▶ [WORK TO BE COMPLETED] Work out how many lines of the records contain "styles". Answer with the number and nothing else.

▶ [RECORDS SUPPLIED]

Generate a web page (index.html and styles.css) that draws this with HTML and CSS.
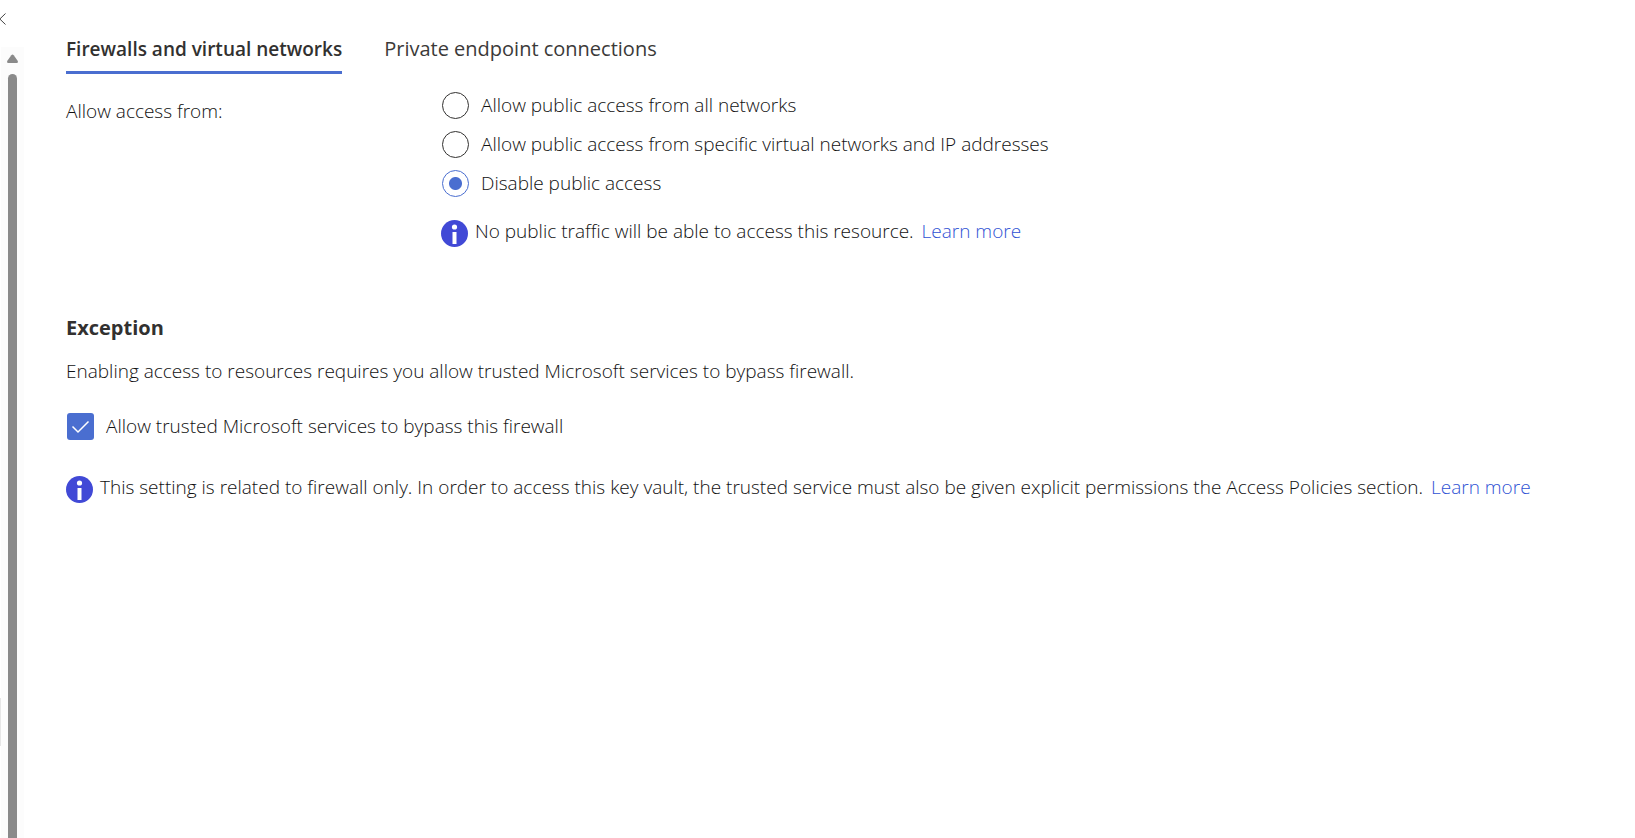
--
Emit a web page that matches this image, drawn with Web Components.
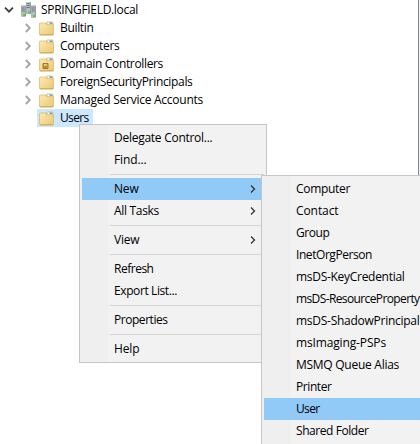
* * *
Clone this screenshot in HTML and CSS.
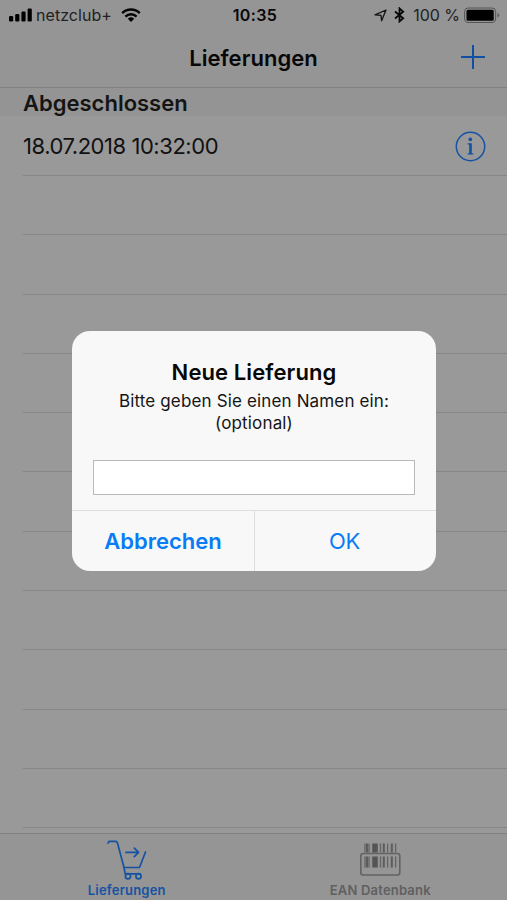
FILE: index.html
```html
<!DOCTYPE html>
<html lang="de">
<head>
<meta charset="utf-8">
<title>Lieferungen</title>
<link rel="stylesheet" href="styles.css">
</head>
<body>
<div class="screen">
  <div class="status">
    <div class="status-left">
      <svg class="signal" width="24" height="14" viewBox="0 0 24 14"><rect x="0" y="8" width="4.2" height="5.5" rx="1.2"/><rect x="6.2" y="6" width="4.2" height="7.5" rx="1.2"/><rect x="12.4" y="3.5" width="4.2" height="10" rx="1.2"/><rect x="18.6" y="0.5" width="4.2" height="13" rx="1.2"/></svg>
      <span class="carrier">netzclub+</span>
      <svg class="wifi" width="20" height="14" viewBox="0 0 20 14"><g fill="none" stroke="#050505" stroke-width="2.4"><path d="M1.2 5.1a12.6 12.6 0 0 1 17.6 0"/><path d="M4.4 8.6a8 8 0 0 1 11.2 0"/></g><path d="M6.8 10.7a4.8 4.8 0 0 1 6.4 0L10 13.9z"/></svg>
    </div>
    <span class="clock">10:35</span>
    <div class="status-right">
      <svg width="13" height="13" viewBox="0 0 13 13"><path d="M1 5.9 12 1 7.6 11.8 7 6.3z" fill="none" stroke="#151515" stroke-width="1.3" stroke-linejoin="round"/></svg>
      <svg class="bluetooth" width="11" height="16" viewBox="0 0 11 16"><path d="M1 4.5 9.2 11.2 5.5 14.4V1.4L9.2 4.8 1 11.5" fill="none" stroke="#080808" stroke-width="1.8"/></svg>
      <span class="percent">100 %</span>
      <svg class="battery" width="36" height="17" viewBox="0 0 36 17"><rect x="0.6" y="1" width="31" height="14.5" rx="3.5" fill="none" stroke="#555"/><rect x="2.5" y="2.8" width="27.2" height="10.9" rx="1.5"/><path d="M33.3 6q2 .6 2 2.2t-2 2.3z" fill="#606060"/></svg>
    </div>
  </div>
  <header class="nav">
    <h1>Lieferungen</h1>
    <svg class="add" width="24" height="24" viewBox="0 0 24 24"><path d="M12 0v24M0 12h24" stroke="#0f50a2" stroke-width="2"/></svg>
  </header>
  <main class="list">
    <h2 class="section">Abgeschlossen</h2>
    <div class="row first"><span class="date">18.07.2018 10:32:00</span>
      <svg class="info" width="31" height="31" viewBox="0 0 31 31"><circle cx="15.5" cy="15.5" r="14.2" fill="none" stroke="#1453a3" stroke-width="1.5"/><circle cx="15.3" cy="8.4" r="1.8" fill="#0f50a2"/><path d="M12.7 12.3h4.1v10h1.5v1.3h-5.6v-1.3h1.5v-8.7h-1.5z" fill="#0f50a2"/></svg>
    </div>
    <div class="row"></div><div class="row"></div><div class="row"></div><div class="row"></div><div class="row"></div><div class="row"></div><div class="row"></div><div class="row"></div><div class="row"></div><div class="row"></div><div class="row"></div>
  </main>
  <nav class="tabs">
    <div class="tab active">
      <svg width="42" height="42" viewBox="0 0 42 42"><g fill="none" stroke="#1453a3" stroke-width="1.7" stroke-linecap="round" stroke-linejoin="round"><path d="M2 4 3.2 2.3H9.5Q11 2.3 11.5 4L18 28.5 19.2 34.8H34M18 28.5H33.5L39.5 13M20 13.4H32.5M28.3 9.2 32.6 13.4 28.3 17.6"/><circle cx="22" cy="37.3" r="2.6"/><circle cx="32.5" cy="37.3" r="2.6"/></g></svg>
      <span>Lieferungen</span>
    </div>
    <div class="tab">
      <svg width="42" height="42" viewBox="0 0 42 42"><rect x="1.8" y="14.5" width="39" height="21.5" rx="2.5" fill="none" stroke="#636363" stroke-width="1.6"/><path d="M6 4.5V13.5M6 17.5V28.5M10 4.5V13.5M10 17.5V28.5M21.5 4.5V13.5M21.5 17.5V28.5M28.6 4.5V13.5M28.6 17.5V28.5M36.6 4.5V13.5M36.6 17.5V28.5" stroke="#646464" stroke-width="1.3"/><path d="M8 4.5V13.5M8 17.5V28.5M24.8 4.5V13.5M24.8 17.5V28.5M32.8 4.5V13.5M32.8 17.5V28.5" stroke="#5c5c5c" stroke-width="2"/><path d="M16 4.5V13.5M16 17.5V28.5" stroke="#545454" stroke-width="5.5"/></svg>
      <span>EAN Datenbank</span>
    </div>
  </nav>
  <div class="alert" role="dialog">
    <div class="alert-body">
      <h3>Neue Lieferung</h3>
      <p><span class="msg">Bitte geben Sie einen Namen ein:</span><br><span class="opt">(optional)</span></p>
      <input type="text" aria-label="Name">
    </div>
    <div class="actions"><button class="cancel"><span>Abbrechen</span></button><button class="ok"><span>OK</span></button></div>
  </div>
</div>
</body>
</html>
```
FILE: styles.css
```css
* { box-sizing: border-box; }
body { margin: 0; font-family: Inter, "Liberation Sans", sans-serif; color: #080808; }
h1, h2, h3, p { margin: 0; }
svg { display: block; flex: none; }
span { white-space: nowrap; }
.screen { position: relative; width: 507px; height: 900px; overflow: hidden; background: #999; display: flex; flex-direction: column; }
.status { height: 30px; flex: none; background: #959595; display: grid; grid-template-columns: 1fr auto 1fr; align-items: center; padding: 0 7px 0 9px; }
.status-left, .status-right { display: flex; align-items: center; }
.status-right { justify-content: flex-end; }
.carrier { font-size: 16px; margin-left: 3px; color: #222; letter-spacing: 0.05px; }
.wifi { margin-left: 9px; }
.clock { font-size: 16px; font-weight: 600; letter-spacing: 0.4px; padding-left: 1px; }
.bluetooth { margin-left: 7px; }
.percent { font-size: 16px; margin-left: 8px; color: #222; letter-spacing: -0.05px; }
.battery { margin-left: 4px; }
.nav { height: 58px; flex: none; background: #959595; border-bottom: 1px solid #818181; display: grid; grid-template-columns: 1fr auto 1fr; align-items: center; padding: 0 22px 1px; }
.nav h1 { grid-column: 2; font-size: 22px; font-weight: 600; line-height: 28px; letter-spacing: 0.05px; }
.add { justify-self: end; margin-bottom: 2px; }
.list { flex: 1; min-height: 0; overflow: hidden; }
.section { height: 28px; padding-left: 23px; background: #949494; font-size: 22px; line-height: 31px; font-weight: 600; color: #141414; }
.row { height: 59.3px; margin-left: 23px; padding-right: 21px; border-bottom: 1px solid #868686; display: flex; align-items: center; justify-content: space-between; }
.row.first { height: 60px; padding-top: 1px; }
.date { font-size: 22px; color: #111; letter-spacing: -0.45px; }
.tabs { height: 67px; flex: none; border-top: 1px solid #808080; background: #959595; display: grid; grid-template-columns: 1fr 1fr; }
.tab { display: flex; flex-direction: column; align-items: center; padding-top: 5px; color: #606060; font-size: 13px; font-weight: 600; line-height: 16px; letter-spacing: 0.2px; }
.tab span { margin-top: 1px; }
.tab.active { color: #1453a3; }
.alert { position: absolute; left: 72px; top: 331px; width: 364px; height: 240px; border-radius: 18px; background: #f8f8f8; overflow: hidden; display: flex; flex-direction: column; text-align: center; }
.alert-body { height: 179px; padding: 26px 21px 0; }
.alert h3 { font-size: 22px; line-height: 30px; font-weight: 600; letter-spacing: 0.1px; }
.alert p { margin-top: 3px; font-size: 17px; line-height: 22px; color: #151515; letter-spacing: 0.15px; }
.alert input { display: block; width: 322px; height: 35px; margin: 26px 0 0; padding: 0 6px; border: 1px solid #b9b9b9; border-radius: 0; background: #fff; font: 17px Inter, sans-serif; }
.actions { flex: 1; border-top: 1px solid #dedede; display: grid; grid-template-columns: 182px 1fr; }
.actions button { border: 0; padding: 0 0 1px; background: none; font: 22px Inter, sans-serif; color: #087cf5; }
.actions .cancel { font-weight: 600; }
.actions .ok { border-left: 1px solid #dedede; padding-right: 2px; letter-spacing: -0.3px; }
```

▶ [ANSWER TO THIS TASK] 3